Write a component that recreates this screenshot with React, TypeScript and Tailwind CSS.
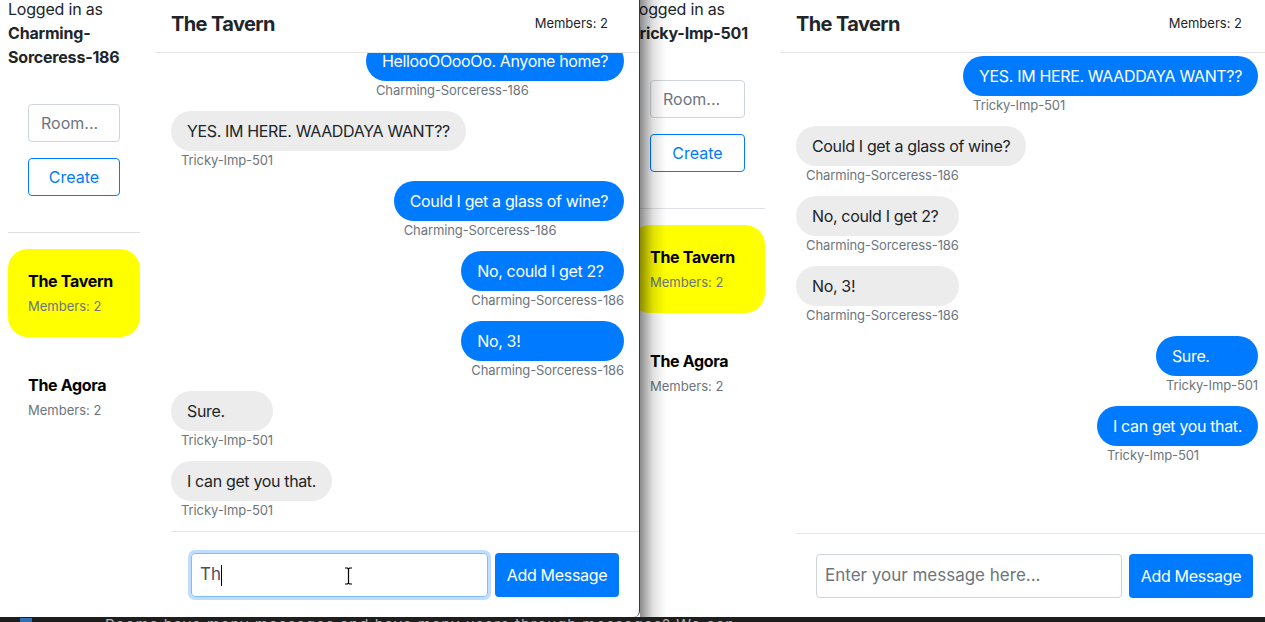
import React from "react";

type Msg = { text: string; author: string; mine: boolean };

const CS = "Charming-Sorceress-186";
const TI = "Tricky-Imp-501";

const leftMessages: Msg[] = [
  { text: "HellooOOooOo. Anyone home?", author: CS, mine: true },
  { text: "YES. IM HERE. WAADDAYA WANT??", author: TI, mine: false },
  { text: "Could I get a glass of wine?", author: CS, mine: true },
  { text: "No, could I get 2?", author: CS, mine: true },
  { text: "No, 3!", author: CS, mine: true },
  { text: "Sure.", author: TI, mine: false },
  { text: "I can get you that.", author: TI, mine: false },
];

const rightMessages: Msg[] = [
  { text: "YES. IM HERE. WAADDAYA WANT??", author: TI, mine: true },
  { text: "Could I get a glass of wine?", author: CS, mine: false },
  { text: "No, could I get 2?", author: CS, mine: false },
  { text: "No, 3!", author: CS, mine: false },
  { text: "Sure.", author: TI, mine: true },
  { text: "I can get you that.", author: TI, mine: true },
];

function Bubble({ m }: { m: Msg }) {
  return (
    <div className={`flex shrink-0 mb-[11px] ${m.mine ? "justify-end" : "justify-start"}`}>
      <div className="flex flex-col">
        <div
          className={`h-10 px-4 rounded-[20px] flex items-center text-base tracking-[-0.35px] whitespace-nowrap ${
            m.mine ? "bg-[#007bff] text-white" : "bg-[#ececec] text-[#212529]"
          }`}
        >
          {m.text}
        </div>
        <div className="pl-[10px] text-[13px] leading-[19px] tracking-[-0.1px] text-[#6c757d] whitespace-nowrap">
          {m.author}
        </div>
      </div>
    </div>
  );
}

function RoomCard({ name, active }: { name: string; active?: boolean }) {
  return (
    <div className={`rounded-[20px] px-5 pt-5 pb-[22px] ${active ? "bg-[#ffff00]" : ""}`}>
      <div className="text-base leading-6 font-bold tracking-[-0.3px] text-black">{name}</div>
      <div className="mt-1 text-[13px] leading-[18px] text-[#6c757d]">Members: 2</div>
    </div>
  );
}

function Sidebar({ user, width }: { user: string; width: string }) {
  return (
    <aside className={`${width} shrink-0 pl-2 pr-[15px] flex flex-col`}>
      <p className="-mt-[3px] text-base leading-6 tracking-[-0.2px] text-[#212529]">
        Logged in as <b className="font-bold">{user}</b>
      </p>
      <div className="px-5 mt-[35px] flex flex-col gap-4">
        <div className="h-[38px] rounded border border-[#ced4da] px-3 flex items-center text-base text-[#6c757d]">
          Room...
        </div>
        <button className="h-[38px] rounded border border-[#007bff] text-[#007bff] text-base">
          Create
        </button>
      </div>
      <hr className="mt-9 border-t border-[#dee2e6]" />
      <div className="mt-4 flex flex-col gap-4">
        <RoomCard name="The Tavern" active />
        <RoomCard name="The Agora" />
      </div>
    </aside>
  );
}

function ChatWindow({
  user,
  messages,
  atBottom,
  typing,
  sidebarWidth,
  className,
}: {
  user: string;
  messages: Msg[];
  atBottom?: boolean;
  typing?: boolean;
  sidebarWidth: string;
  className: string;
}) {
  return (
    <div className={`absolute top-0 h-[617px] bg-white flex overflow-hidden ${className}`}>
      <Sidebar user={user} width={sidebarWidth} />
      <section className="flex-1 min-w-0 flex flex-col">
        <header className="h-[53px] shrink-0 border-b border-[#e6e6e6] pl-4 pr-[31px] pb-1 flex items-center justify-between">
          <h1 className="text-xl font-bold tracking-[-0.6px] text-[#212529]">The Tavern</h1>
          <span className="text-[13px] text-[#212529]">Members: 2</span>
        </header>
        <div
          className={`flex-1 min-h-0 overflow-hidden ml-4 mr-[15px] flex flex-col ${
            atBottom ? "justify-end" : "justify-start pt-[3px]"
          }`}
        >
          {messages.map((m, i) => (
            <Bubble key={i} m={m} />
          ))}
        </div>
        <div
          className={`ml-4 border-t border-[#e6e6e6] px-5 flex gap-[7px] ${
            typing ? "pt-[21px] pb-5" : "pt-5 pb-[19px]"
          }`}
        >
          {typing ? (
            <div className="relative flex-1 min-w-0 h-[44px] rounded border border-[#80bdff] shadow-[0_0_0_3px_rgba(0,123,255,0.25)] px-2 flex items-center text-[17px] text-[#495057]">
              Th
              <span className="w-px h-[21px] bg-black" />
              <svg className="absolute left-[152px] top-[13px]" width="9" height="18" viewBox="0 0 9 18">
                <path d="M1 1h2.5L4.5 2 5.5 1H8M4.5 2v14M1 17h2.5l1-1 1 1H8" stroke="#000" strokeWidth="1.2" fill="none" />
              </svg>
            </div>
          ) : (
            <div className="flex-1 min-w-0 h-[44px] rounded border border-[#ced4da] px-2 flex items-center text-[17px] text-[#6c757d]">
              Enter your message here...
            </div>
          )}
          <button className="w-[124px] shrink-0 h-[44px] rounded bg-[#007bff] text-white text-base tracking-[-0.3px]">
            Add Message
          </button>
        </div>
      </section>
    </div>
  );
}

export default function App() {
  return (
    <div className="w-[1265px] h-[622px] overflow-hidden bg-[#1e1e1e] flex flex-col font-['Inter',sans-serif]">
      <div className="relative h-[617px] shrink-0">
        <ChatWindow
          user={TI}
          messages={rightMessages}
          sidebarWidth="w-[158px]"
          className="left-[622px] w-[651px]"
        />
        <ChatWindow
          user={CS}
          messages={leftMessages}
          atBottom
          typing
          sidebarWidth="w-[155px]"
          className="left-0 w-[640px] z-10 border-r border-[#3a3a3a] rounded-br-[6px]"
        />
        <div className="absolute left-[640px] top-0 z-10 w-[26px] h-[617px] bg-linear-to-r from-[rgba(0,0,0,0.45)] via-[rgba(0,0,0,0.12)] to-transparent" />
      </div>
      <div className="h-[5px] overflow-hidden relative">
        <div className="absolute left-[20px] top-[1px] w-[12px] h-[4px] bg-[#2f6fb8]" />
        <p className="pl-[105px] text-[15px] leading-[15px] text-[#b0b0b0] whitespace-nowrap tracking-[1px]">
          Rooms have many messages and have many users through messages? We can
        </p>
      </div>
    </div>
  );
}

◇ ◇ ◇ ◇

* _THE REQUEST_: In this exercise, set down all of the data exactly, without the pictures.

* _EXPECTED ANSWER_:
Write a component that recreates this screenshot with React, TypeScript and Tailwind CSS.
import React from "react";

type Msg = { text: string; author: string; mine: boolean };

const CS = "Charming-Sorceress-186";
const TI = "Tricky-Imp-501";

const leftMessages: Msg[] = [
  { text: "HellooOOooOo. Anyone home?", author: CS, mine: true },
  { text: "YES. IM HERE. WAADDAYA WANT??", author: TI, mine: false },
  { text: "Could I get a glass of wine?", author: CS, mine: true },
  { text: "No, could I get 2?", author: CS, mine: true },
  { text: "No, 3!", author: CS, mine: true },
  { text: "Sure.", author: TI, mine: false },
  { text: "I can get you that.", author: TI, mine: false },
];

const rightMessages: Msg[] = [
  { text: "YES. IM HERE. WAADDAYA WANT??", author: TI, mine: true },
  { text: "Could I get a glass of wine?", author: CS, mine: false },
  { text: "No, could I get 2?", author: CS, mine: false },
  { text: "No, 3!", author: CS, mine: false },
  { text: "Sure.", author: TI, mine: true },
  { text: "I can get you that.", author: TI, mine: true },
];

function Bubble({ m }: { m: Msg }) {
  return (
    <div className={`flex shrink-0 mb-[11px] ${m.mine ? "justify-end" : "justify-start"}`}>
      <div className="flex flex-col">
        <div
          className={`h-10 px-4 rounded-[20px] flex items-center text-base tracking-[-0.35px] whitespace-nowrap ${
            m.mine ? "bg-[#007bff] text-white" : "bg-[#ececec] text-[#212529]"
          }`}
        >
          {m.text}
        </div>
        <div className="pl-[10px] text-[13px] leading-[19px] tracking-[-0.1px] text-[#6c757d] whitespace-nowrap">
          {m.author}
        </div>
      </div>
    </div>
  );
}

function RoomCard({ name, active }: { name: string; active?: boolean }) {
  return (
    <div className={`rounded-[20px] px-5 pt-5 pb-[22px] ${active ? "bg-[#ffff00]" : ""}`}>
      <div className="text-base leading-6 font-bold tracking-[-0.3px] text-black">{name}</div>
      <div className="mt-1 text-[13px] leading-[18px] text-[#6c757d]">Members: 2</div>
    </div>
  );
}

function Sidebar({ user, width }: { user: string; width: string }) {
  return (
    <aside className={`${width} shrink-0 pl-2 pr-[15px] flex flex-col`}>
      <p className="-mt-[3px] text-base leading-6 tracking-[-0.2px] text-[#212529]">
        Logged in as <b className="font-bold">{user}</b>
      </p>
      <div className="px-5 mt-[35px] flex flex-col gap-4">
        <div className="h-[38px] rounded border border-[#ced4da] px-3 flex items-center text-base text-[#6c757d]">
          Room...
        </div>
        <button className="h-[38px] rounded border border-[#007bff] text-[#007bff] text-base">
          Create
        </button>
      </div>
      <hr className="mt-9 border-t border-[#dee2e6]" />
      <div className="mt-4 flex flex-col gap-4">
        <RoomCard name="The Tavern" active />
        <RoomCard name="The Agora" />
      </div>
    </aside>
  );
}

function ChatWindow({
  user,
  messages,
  atBottom,
  typing,
  sidebarWidth,
  className,
}: {
  user: string;
  messages: Msg[];
  atBottom?: boolean;
  typing?: boolean;
  sidebarWidth: string;
  className: string;
}) {
  return (
    <div className={`absolute top-0 h-[617px] bg-white flex overflow-hidden ${className}`}>
      <Sidebar user={user} width={sidebarWidth} />
      <section className="flex-1 min-w-0 flex flex-col">
        <header className="h-[53px] shrink-0 border-b border-[#e6e6e6] pl-4 pr-[31px] pb-1 flex items-center justify-between">
          <h1 className="text-xl font-bold tracking-[-0.6px] text-[#212529]">The Tavern</h1>
          <span className="text-[13px] text-[#212529]">Members: 2</span>
        </header>
        <div
          className={`flex-1 min-h-0 overflow-hidden ml-4 mr-[15px] flex flex-col ${
            atBottom ? "justify-end" : "justify-start pt-[3px]"
          }`}
        >
          {messages.map((m, i) => (
            <Bubble key={i} m={m} />
          ))}
        </div>
        <div
          className={`ml-4 border-t border-[#e6e6e6] px-5 flex gap-[7px] ${
            typing ? "pt-[21px] pb-5" : "pt-5 pb-[19px]"
          }`}
        >
          {typing ? (
            <div className="relative flex-1 min-w-0 h-[44px] rounded border border-[#80bdff] shadow-[0_0_0_3px_rgba(0,123,255,0.25)] px-2 flex items-center text-[17px] text-[#495057]">
              Th
              <span className="w-px h-[21px] bg-black" />
              <svg className="absolute left-[152px] top-[13px]" width="9" height="18" viewBox="0 0 9 18">
                <path d="M1 1h2.5L4.5 2 5.5 1H8M4.5 2v14M1 17h2.5l1-1 1 1H8" stroke="#000" strokeWidth="1.2" fill="none" />
              </svg>
            </div>
          ) : (
            <div className="flex-1 min-w-0 h-[44px] rounded border border-[#ced4da] px-2 flex items-center text-[17px] text-[#6c757d]">
              Enter your message here...
            </div>
          )}
          <button className="w-[124px] shrink-0 h-[44px] rounded bg-[#007bff] text-white text-base tracking-[-0.3px]">
            Add Message
          </button>
        </div>
      </section>
    </div>
  );
}

export default function App() {
  return (
    <div className="w-[1265px] h-[622px] overflow-hidden bg-[#1e1e1e] flex flex-col font-['Inter',sans-serif]">
      <div className="relative h-[617px] shrink-0">
        <ChatWindow
          user={TI}
          messages={rightMessages}
          sidebarWidth="w-[158px]"
          className="left-[622px] w-[651px]"
        />
        <ChatWindow
          user={CS}
          messages={leftMessages}
          atBottom
          typing
          sidebarWidth="w-[155px]"
          className="left-0 w-[640px] z-10 border-r border-[#3a3a3a] rounded-br-[6px]"
        />
        <div className="absolute left-[640px] top-0 z-10 w-[26px] h-[617px] bg-linear-to-r from-[rgba(0,0,0,0.45)] via-[rgba(0,0,0,0.12)] to-transparent" />
      </div>
      <div className="h-[5px] overflow-hidden relative">
        <div className="absolute left-[20px] top-[1px] w-[12px] h-[4px] bg-[#2f6fb8]" />
        <p className="pl-[105px] text-[15px] leading-[15px] text-[#b0b0b0] whitespace-nowrap tracking-[1px]">
          Rooms have many messages and have many users through messages? We can
        </p>
      </div>
    </div>
  );
}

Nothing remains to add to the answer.